WHAT TO WORK ON:
List each line of the data in which the string "components" appears.

# DATA SECTION start

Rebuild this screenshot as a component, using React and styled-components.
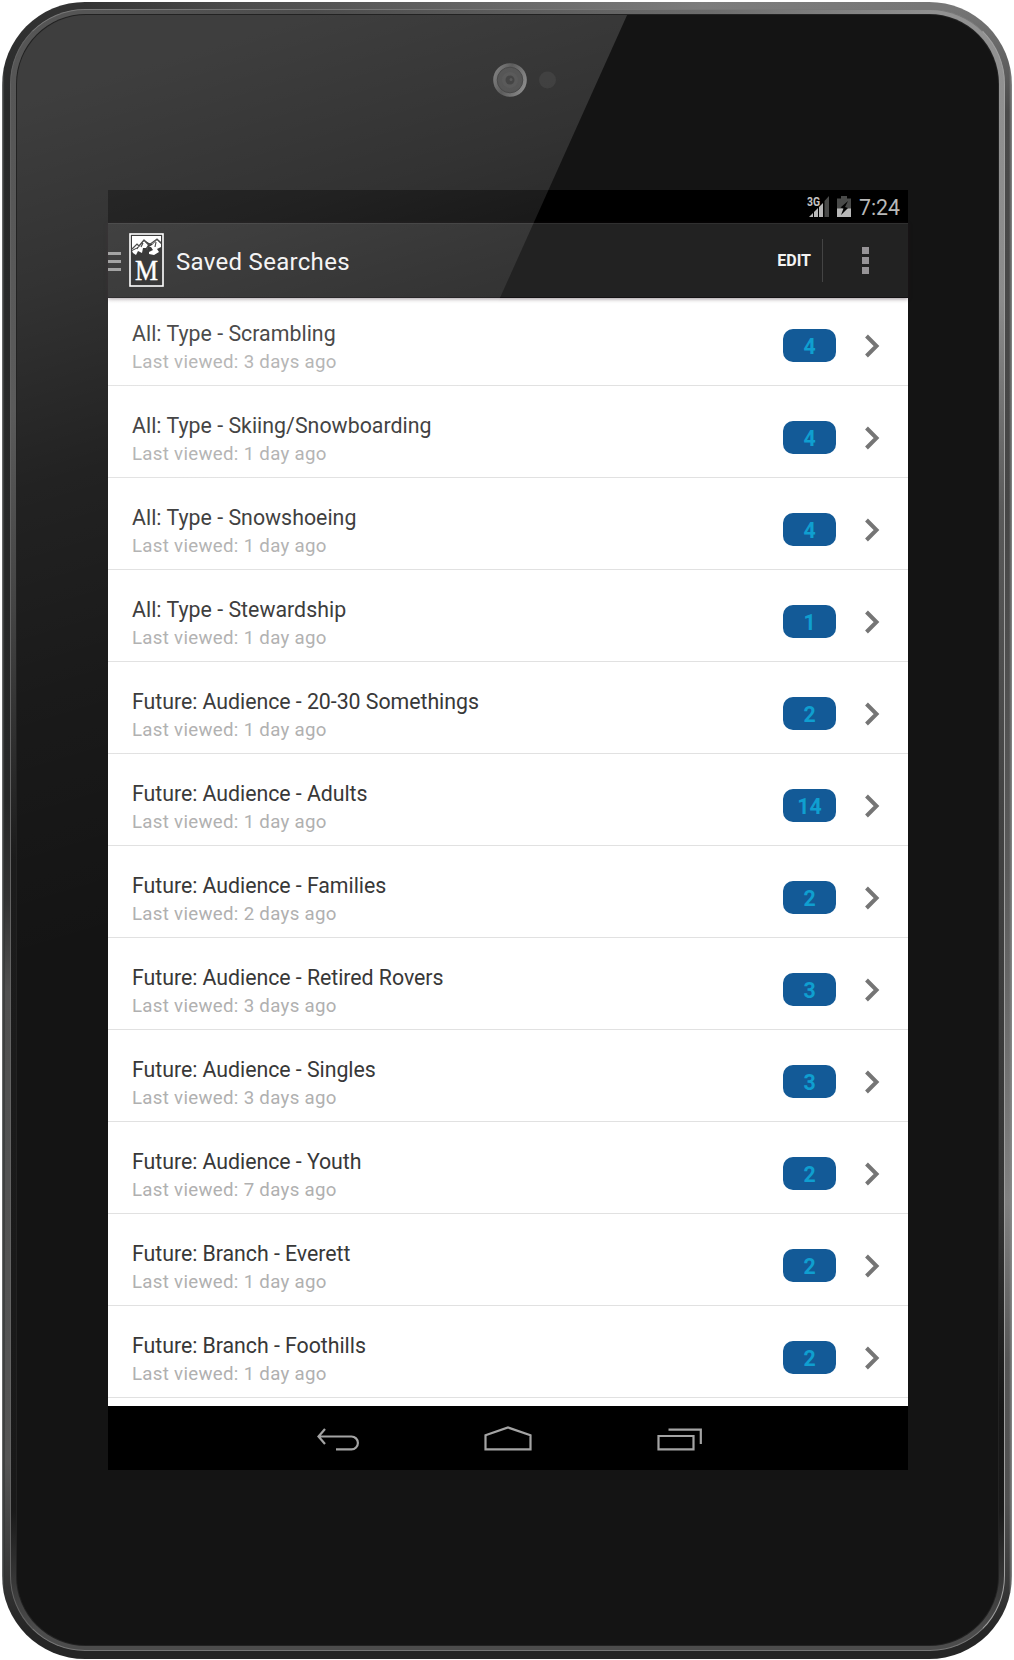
import React from 'react';
import styled, { createGlobalStyle } from 'styled-components';

const GlobalStyle = createGlobalStyle`
  * { box-sizing: border-box; }
  body { margin: 0; background: #fff; font-family: Roboto, "Liberation Sans", sans-serif; }
`;

const Stage = styled.main`
  width: 1014px;
  height: 1660px;
  padding: 2px 2px 1px 2px;
`;

const Shell = styled.div`
  height: 1657px;
  padding: 7px 7px 8px 8px;
  border-radius: 83px;
  background:
    linear-gradient(90deg, #777 0, #2c2f2f 2px, transparent 3px, transparent 1007px, #8a8a8a 1010px),
    linear-gradient(90deg, #333 80px, #4c4c4c 240px, #7c7c7c 700px, #777 920px) top / 100% 8px no-repeat,
    linear-gradient(180deg, #333 0, #292a2a 100px, #262727 800px, #333 900px, #505050 990px, #555 1460px, #3a3a3a 1560px, #252525 1630px) left / 50% 100% no-repeat,
    linear-gradient(180deg, #777 0, #6a6a6a 40px, #4a4a4a 110px, #454545 500px, #5a5a5a 870px, #808080 1200px, #555 1360px, #505050 1500px, #363636 1590px, #252525 1630px);
`;

const Ring = styled.div`
  height: 100%;
  padding: 5px 6px;
  border-radius: 75px;
  border: 1px solid #777;
  border-left-color: #626262;
  border-right-color: #a0a0a0;
  background:
    linear-gradient(90deg, #555 80px, #4c4c4c 300px, #6c6c6c 700px, #929292 930px) top / 100% 6px no-repeat,
    linear-gradient(180deg, #555 0, #5b5b5b 400px, #444 600px, #1c1c1c 850px, #191919 1500px, #4c4c4c 1620px) left / 50% 100% no-repeat,
    linear-gradient(180deg, #929292 0, #8b8b8b 290px, #5a5a5a 500px, #424242 800px, #333 1200px, #171717 1400px, #191919 1500px, #4c4c4c 1620px);
`;

const Glass = styled.div`
  position: relative;
  height: 100%;
  overflow: hidden;
  border-radius: 69px;
  background: #141414;
  box-shadow: 0 0 0 1px #222;
  padding: 175px 0 0 91px;
`;

const Camera = styled.svg`
  position: absolute;
  left: 463px;
  top: 37px;
`;

const Glare = styled.svg`
  position: absolute;
  z-index: 2;
  left: 0;
  top: 0;
  pointer-events: none;
`;

const Screen = styled.div`
  width: 800px;
  height: 1280px;
  display: flex;
  flex-direction: column;
  background: #fff;
`;

const StatusBar = styled.div`
  flex: 0 0 33px;
  display: flex;
  align-items: center;
  justify-content: flex-end;
  gap: 8px;
  padding-right: 8px;
  background: #000;
  color: #b9b9b9;
`;

const Signal = styled.svg`
  overflow: visible;
`;

const Clock = styled.span`
  font-size: 21.3px;
  line-height: 31px;
  padding-top: 2px;
`;

const ActionBar = styled.header`
  position: relative;
  z-index: 1;
  flex: 0 0 75px;
  display: flex;
  align-items: center;
  background: #222;
  border-top: 1px solid #303030;
  border-bottom: 1px solid #141214;
  box-shadow: 0 1px 4px rgba(40, 20, 30, .45);
`;

const Drawer = styled.div`
  width: 13px;
  display: grid;
  gap: 5px;
  margin-right: 8px;
  padding-top: 2px;
`;

const DrawerLine = styled.i`
  height: 3px;
  background: #969696;
`;

const LogoArt = styled.svg`
  margin-bottom: 2px;
`;

const Title = styled.h1`
  flex: 1;
  margin: 0 0 0 12px;
  font-size: 24px;
  font-weight: 400;
  color: #f3f3f3;
  letter-spacing: .3px;
  padding-top: 2px;
`;

const EditButton = styled.button`
  height: 43px;
  padding: 0 11px 0 0;
  border: 0;
  border-right: 1px solid #444;
  background: none;
  color: #f3f3f3;
  font: 700 16px/43px Roboto, sans-serif;
`;

const Overflow = styled.div`
  display: grid;
  gap: 3px;
  width: 7px;
  margin: 0 39px;
`;

const Dot = styled.i`
  height: 7px;
  background: #979497;
`;

const List = styled.ul`
  flex: 1;
  min-height: 0;
  overflow: hidden;
  margin: 0;
  padding: 0;
  list-style: none;
`;

const Row = styled.li`
  height: 92px;
  display: flex;
  align-items: center;
  border-bottom: 1px solid #e1e1e1;
  padding: 12px 28px 0 24px;

  &:first-child {
    margin-top: -4px;
  }
`;

const Copy = styled.div`
  flex: 1;
  padding-top: 4px;
`;

const Name = styled.div`
  font-size: 21.33px;
  line-height: 28px;
  color: #383838;
  white-space: nowrap;
  letter-spacing: ${({ $tight }) => ($tight ? '-.04px' : '.02px')};
`;

const Viewed = styled.div`
  font-size: 18.67px;
  line-height: 28px;
  color: #b0b0b0;
  white-space: nowrap;
  letter-spacing: .31px;
`;

const Count = styled.span`
  width: 53px;
  height: 33px;
  margin-right: 28px;
  border-radius: 10px;
  background: #135a97;
  color: #0f9fd0;
  font-size: 21.33px;
  font-weight: 700;
  line-height: 35px;
  text-align: center;
`;

const NavBar = styled.nav`
  flex: 0 0 64px;
  display: flex;
  align-items: center;
  gap: 124px;
  padding: 4px 0 0 208px;
  background: #000;
`;

const searches = [
  ['All: Type - Scrambling', '3 days', 4],
  ['All: Type - Skiing/Snowboarding', '1 day', 4],
  ['All: Type - Snowshoeing', '1 day', 4],
  ['All: Type - Stewardship', '1 day', 1],
  ['Future: Audience - 20-30 Somethings', '1 day', 2],
  ['Future: Audience - Adults', '1 day', 14],
  ['Future: Audience - Families', '2 days', 2],
  ['Future: Audience - Retired Rovers', '3 days', 3],
  ['Future: Audience - Singles', '3 days', 3],
  ['Future: Audience - Youth', '7 days', 2],
  ['Future: Branch - Everett', '1 day', 2],
  ['Future: Branch - Foothills', '1 day', 2],
];

const SignalIcon = () => (
  <Signal width="22" height="22" viewBox="0 0 22 22">
    <path d="M2 21 6 17V21ZM7 16 11 12V21H7ZM12 11 16 7V21H12Z" fill="#b9b9b9" />
    <path d="M17.500 5 22 0V21H17.500Z" fill="#494a49" />
    <text x="0" y="10" fontFamily="Roboto, sans-serif" fontSize="12.500" fontWeight="700" fill="#c4c4c4" stroke="#000" strokeWidth="1" paintOrder="stroke" textLength="13" lengthAdjust="spacingAndGlyphs">3G</text>
  </Signal>
);

const BatteryIcon = () => (
  <svg width="14" height="22" viewBox="0 0 14 22">
    <path d="M4 0H10V2.500H14V21H0V2.500H4Z" fill="#494a49" />
    <path d="M0 12.500H14V21H0Z" fill="#b9b9b9" />
    <path d="M11 5 3.500 11.500 6.500 12.500 4 19 11 12 8 11Z" fill="#050505" />
  </svg>
);

const Logo = () => (
  <LogoArt width="35" height="54" viewBox="0 0 35 54">
    <rect x="1" y="1" width="33" height="52" fill="#1d1d1d" stroke="#fff" strokeWidth="1.600" />
    <path d="M3 3H32V9L28 6 23 11 20 10 15 7 9 14 3 17Z" fill="#fff" />
    <path d="M3 18 9 15 13 10 15 8 19 12 17 15 14 15 13 20 9 18 7 22 4 20ZM20 14 23 12 28 7 32 11V14L28 16 30 19 25 22 20 21 20 19 24 17 22 14Z" fill="#fff" />
    <path d="M3 16 8 11 10 13 15 7 20 12 28 6 32 10M9 14 8 16M14 10 12 14M19 13 18 17M27 9 26 14" fill="none" stroke="#333" strokeWidth="1.200" />
    <text x="17.500" y="46.500" textAnchor="middle" fontFamily="Liberation Serif, serif" fontSize="30" fill="#fff" stroke="#fff" strokeWidth=".4" textLength="23" lengthAdjust="spacingAndGlyphs">M</text>
  </LogoArt>
);

const Chevron = () => (
  <svg width="16" height="24" viewBox="0 0 16 24">
    <path d="M2.500 2 12.500 12 2.500 22" fill="none" stroke="#757575" strokeWidth="4" />
  </svg>
);

const navStroke = { fill: 'none', stroke: '#a4a4a4', strokeWidth: 2.2 };

const BackIcon = () => (
  <svg width="44" height="28" viewBox="0 0 44 28">
    <path d="M9 3 2.500 10.500 9 18M3 10.500H35.500A6.300 6.300 0 0 1 35.500 23.300H20" {...navStroke} />
  </svg>
);

const HomeIcon = () => (
  <svg width="48" height="28" viewBox="0 0 48 28">
    <path d="M1.500 23.300V9.300L24 1.500 46.500 9.300V23.300Z" {...navStroke} />
  </svg>
);

const RecentIcon = () => (
  <svg width="46" height="28" viewBox="0 0 46 28">
    <path d="M2.500 10H37.500V23.300H2.500ZM12.500 3.700H44.800V18" {...navStroke} />
  </svg>
);

export default function App() {
  return (
    <>
      <GlobalStyle />
      <Stage>
        <Shell>
          <Ring>
            <Glass>
              <Camera width="90" height="60" viewBox="0 0 90 60">
                <defs>
                  <linearGradient id="lens" x1="0" y1="0.300" x2="1" y2="0.700">
                    <stop offset="0" stopColor="#6b6b6b" />
                    <stop offset=".4" stopColor="#404040" />
                    <stop offset="1" stopColor="#7c7c7c" />
                  </linearGradient>
                </defs>
                <circle cx="30" cy="28" r="16.800" fill="url(#lens)" />
                <circle cx="30" cy="28" r="12.800" fill="#393939" stroke="#2c2c2c" strokeWidth="1" />
                <circle cx="30" cy="28" r="8" fill="#3e3e3e" />
                <circle cx="30" cy="28" r="4.500" fill="#252525" />
                <circle cx="31" cy="27.500" r="1.500" fill="#3d3d3d" />
                <circle cx="67.500" cy="28" r="8.500" fill="#212121" />
              </Camera>
              <Screen>
                <StatusBar>
                  <SignalIcon />
                  <BatteryIcon />
                  <Clock>7:24</Clock>
                </StatusBar>
                <ActionBar>
                  <Drawer>
                    <DrawerLine />
                    <DrawerLine />
                    <DrawerLine />
                  </Drawer>
                  <Logo />
                  <Title>Saved Searches</Title>
                  <EditButton>EDIT</EditButton>
                  <Overflow>
                    <Dot />
                    <Dot />
                    <Dot />
                  </Overflow>
                </ActionBar>
                <List>
                  {searches.map(([name, age, count]) => (
                    <Row key={name}>
                      <Copy>
                        <Name $tight={name.startsWith('Future')}>{name}</Name>
                        <Viewed>Last viewed: {age} ago</Viewed>
                      </Copy>
                      <Count>{count}</Count>
                      <Chevron />
                    </Row>
                  ))}
                </List>
                <NavBar>
                  <BackIcon />
                  <HomeIcon />
                  <RecentIcon />
                </NavBar>
              </Screen>
              <Glare width="982" height="1630" viewBox="17 15 982 1630">
                <defs>
                  <linearGradient id="shine" gradientUnits="userSpaceOnUse" x1="17" y1="100" x2="257" y2="900">
                    <stop offset="0" stopColor="#fff" stopOpacity=".18" />
                    <stop offset=".22" stopColor="#fff" stopOpacity=".13" />
                    <stop offset=".45" stopColor="#fff" stopOpacity=".06" />
                    <stop offset=".7" stopColor="#fff" stopOpacity=".025" />
                    <stop offset="1" stopColor="#fff" stopOpacity="0" />
                  </linearGradient>
                </defs>
                <path d="M17 13H628L108 1170 17 1370Z" fill="url(#shine)" />
              </Glare>
            </Glass>
          </Ring>
        </Shell>
      </Stage>
    </>
  );
}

# DATA SECTION end

WRITTEN RESPONSE:
Rebuild this screenshot as a component, using React and styled-components.
import styled, { createGlobalStyle } from 'styled-components';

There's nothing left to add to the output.